Nick’s years in Israel include initiations into the worlds of the enraged Arabs and the pious Jews whose impoverished Jerusalem neighborhoods are separated by little more than Highway 1. Half-Irish and half-Jewish, the redhead blends into neither world easily.
Kaufman brilliantly describes Nick’s first impression of the Talmud as “the yoke that broke your arrogance and crushed your ego which too often – speciously – whispered to you that you were so smart. It mocked your logic, conceptions of right and wrong, displayed such a reach of morality that by comparison you felt like Attila the Hun. It exposed your worst traits, rearranged your mind gratis, once in a while inspired you. It hove you to your learning partner, like kinsmen in a leaky boat.”
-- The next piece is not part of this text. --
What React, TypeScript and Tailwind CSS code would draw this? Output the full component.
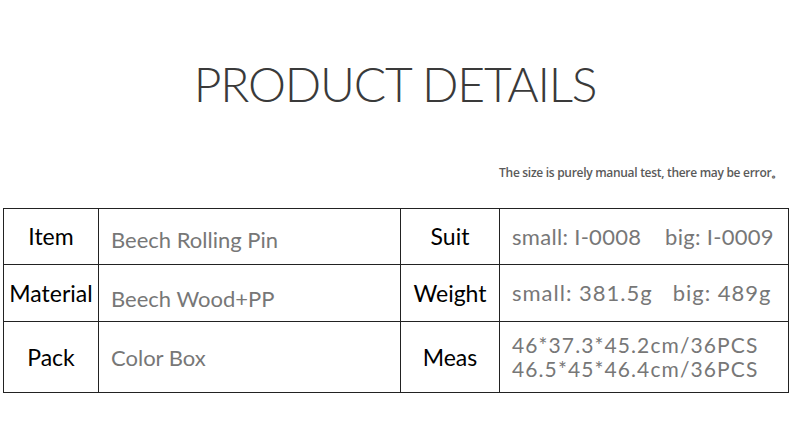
const rows = [
  { a: "Item", b: "Beech Rolling Pin", bp: "pt-[6px]", c: "Suit", d: ["small: I-0008\u00a0\u00a0\u00a0\u00a0big: I-0009"], dt: "tracking-[0.3px]", h: "h-[56px]" },
  { a: "Material", b: "Beech Wood+PP", bp: "pt-[10px]", c: "Weight", d: ["small: 381.5g\u00a0\u00a0\u00a0big: 489g"], dt: "tracking-[1px]", h: "h-[57px]" },
  { a: "Pack", b: "Color Box", bp: "pt-0", c: "Meas", d: ["46*37.3*45.2cm/36PCS", "46.5*45*46.4cm/36PCS"], dt: "tracking-[1.1px]", h: "h-[71px]" },
];

export default function App() {
  return (
    <div className="w-[790px] h-[422px] bg-white font-['Lato',sans-serif] overflow-hidden">
      <h1 className="pt-[54px] text-center text-[48px] leading-[60px] font-light tracking-[-1.2px] text-[#3a3a3a] font-['Lato',sans-serif]">
        PRODUCT DETAILS
      </h1>
      <p className="mt-[51px] pr-[7px] text-right text-[12px] leading-[16px] font-semibold text-[#5a5a5a] font-['Open_Sans',sans-serif] tracking-[-0.3px]">
        The size is purely manual test, there may be error。
      </p>
      <table className="mt-[27px] ml-[3px] border-collapse table-fixed w-[785px]">
        <colgroup>
          <col className="w-[95px]" />
          <col className="w-[302px]" />
          <col className="w-[99px]" />
          <col className="w-[289px]" />
        </colgroup>
        <tbody>
          {rows.map((r) => (
            <tr key={r.a} className={r.h}>
              <td className="border-[1.5px] border-[#222] text-center text-[23px] text-black p-0">{r.a}</td>
              <td className={`border-[1.5px] border-[#222] text-[22px] text-[#777] pl-[12px] ${r.bp}`}>{r.b}</td>
              <td className="border-[1.5px] border-[#222] text-center text-[23px] text-black p-0">{r.c}</td>
              <td
                className={`border-[1.5px] border-[#222] leading-[24px] text-[#777] pl-[12px] ${r.dt} ${
                  r.d.length > 1 ? "text-[21px]" : "text-[22px]"
                }`}
              >
                {r.d.map((l) => (
                  <div key={l} className="whitespace-pre">{l}</div>
                ))}
              </td>
            </tr>
          ))}
        </tbody>
      </table>
    </div>
  );
}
Upon Cosmo’s return from voluntary exile in Nepal, Kaufman describes him as over-stimulated, “like an Amish farmer’s first visit to town... He yearned for input and not nullity now, for a flow of information that might cascade through the void he carved from his ego. At the same time, confronted with civilization, he felt strangely sad: why bother with self-growth when you could more easily eat a steak?”
Because the author was, wisely, not averse to killing off characters like Frankie, it remains uncertain until the end whether Cosmo and the Archangel will live long enough to reunite, and whether Nick would anyway survive their reunion.